Contributors: adamgreen, Adam Green,
AI Planning is a field of Artificial Intelligence which explores the process of using autonomous techniques to solve planning and scheduling problems. A planning problem is one in which we have some initial starting state, which we wish to transform into a desired goal state through the application of a set of actions.
In a simple example, imagine we wish to build a house. On our building site we can assume all the materials are ready to be used and we essentially now have to decide which order to perform construction in. Each step of construction in this situation could be modelled as an action (for example laying foundations, building the walls, installing the plumbing and electricals etc.).
Certain actions cannot happen before others - we cannot build a wall before we have a foundation - so through the use of predicate logic we can express this problem by saying “if there is no foundation, we cannot build a wall”.
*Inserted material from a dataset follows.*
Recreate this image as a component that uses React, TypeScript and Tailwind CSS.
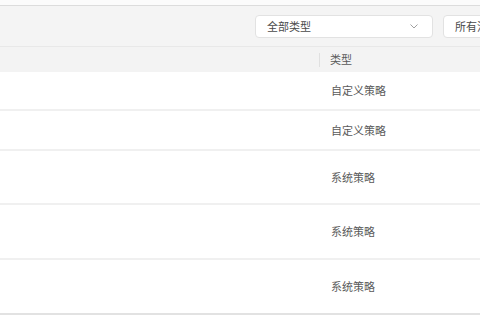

AI planning can leverage this form of expression in order to solve this problem and others. Of course in reality planning the construction of a house is not particularly difficult, but imagine instead we were planning the construction of an Olympic stadium. The same problem can be broken down into similar simple tasks which are dependent on priot conditions being met
The core philosophy built into PDDL, and as a result many planners, is that the techniques applied to solving a problem should know nothing about the problem they are solving.
That is to say the techniques which we apply to solve for example a logistics problem, we could also apply to a manufacturing problem. This is interesting because unlike other fields of Artificial Intelligence, such as Machine Learning, we are not dependent on there being pre-existing information on the problem, or the path to a solution, other than the starting state, the actions we can apply and the end state.
Often these three pieces of information are readily available, purely from the nature inherent to the problems a planner is trying to solve.
For example if we are planning the construction of large stadium, we know what needs to be completed in order for the stadium to be finished, we know that there is currently no stadium built and we know the different actions that can be performed to change the state closer to the position we desire it to be in.
We need no knowledge of how previous stadiums were built, or what orderings were used (for example building foundations then frames etc.). This lack of need for knowledge means we can approach problems which for example have not been previously solved.
Also, if we assume that previous solutions to a planning problem are sub-optimal (i.e. they’re not as good as they could be), applying a technique like learning would essentially train to solve problems sub-optimally. Therefore we need any appraoch which is methodical, objective and avoids learning from prior approaches which are sub-optimal.
Although there is a lot more to solving a plan than a state space search, the general (but not universal) unifying factor of different planners is that they perform some kind of “state space” search.
If we imagine that from the initial state, we can access various new states, by applying actions, the result is we form a tree of possible states, with the initial state being the root. From that root we perform a search, attempting to find a state as close as possible to the root, which has all of the facts we need in order to satisfy the goal.